Frequently asked questions.
What is Captive Insurance?
Captive insurance is a form of self-insurance where a company creates its own insurance company (known as a captive) to underwrite its own risks. This allows businesses to gain more control over their insurance needs, coverage, and costs, as well as enhance risk management strategies.
Why Would a Business Choose Captive Insurance?
Businesses often choose captive insurance for the following reasons:
Cost Savings: Captive insurance allows businesses to reduce insurance premiums and retain profits within the company.
Custom Coverage: Captives can provide coverage tailored specifically to the company's unique risks.
Stability: Captives offer protection from the volatility of the commercial insurance market, allowing for more predictable costs.
Who Can Benefit from a Captive Insurance Company?
Captive insurance is commonly used by large corporations, but it can also benefit midsize companies and groups with similar risk profiles. Industries with significant risk exposure, such as construction, healthcare, manufacturing, and transportation, often use captives to manage their insurance needs more effectively.
What Are the Different Types of Captive Insurance?
The main types of captive insurance include:
Single-Parent Captive: Owned by one company to insure its risks.
Group Captive: Owned by multiple companies to insure the collective risks of the group.
Association Captive: Formed by members of a common industry or trade association.
Rent-a-Captive: Allows businesses to "rent" a captive structure without fully owning it.
Are There Tax Benefits to Captive Insurance?
Yes, captive insurance can offer potential tax advantages. Premiums paid to the captive may be tax-deductible as business expenses, and underwriting profits can be deferred. However, tax treatment depends on several factors, including the structure of the captive and the jurisdiction in which it is formed, so consulting with a tax advisor is recommended.
How is Captive Insurance Regulated?
Captive insurance companies are regulated by the jurisdiction in which they are domiciled. Many companies choose to form their captives in well-established domiciles like Bermuda, Vermont, or Cayman Islands, which have favorable regulatory environments. However, several U.S. states also offer regulations for captives.

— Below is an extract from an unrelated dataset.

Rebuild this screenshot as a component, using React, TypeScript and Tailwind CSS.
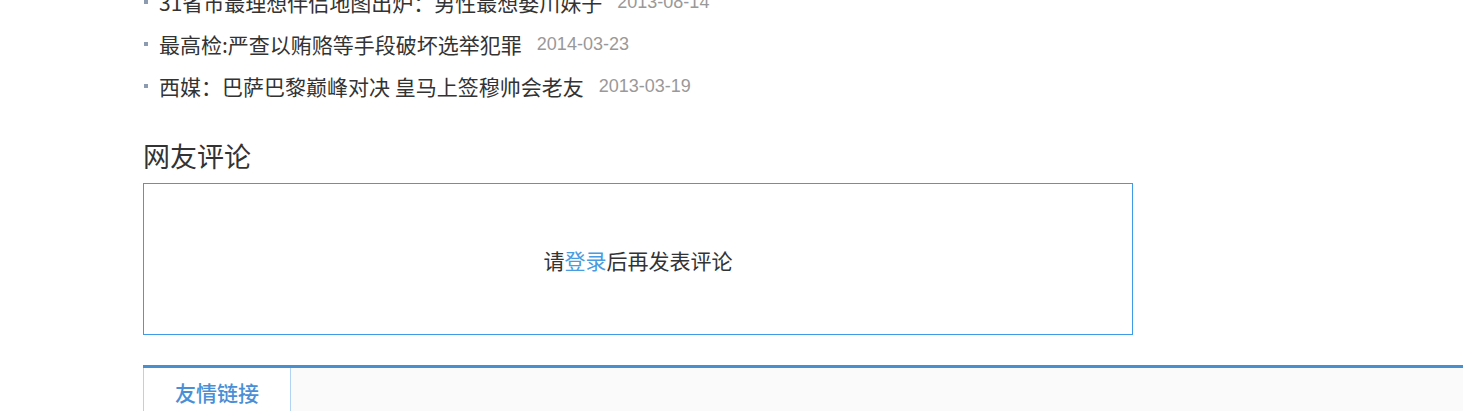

What Risks Can Be Covered by a Captive Insurance Company?
Captive insurance can cover a wide variety of risks, including:
Employee Benefits
General liability
Workers’ compensation
Property damage
Professional liability
Cyber risks
Employment practices liability
Other industry-specific risks
How is a Captive Different from Traditional Insurance?
In traditional insurance, businesses pay premiums to third-party insurers, who bear the risks and generate profits from the difference between claims paid and premiums collected. In a captive, the parent company retains the risk and the profits, giving it more control over the claims process, policy terms, and investment of funds.
What Are the Key Benefits of a Captive Insurance Company?
The primary benefits include:
Cost Control: Reduced reliance on commercial insurers leads to savings.
Flexibility: Customizable policies and coverage that meet specific business needs.
Risk Management: Enhanced focus on risk prevention and mitigation.
Profit Retention: The company keeps underwriting profits that would otherwise go to commercial insurers.
How Do I Know If Captive Insurance is Right for My Business?
Captive insurance is ideal for businesses with significant or unique risks that may not be effectively covered by traditional insurers. Companies seeking to control their insurance costs, improve risk management, and capture profits from insurance activities should consider a feasibility study to evaluate the benefits of forming a captive.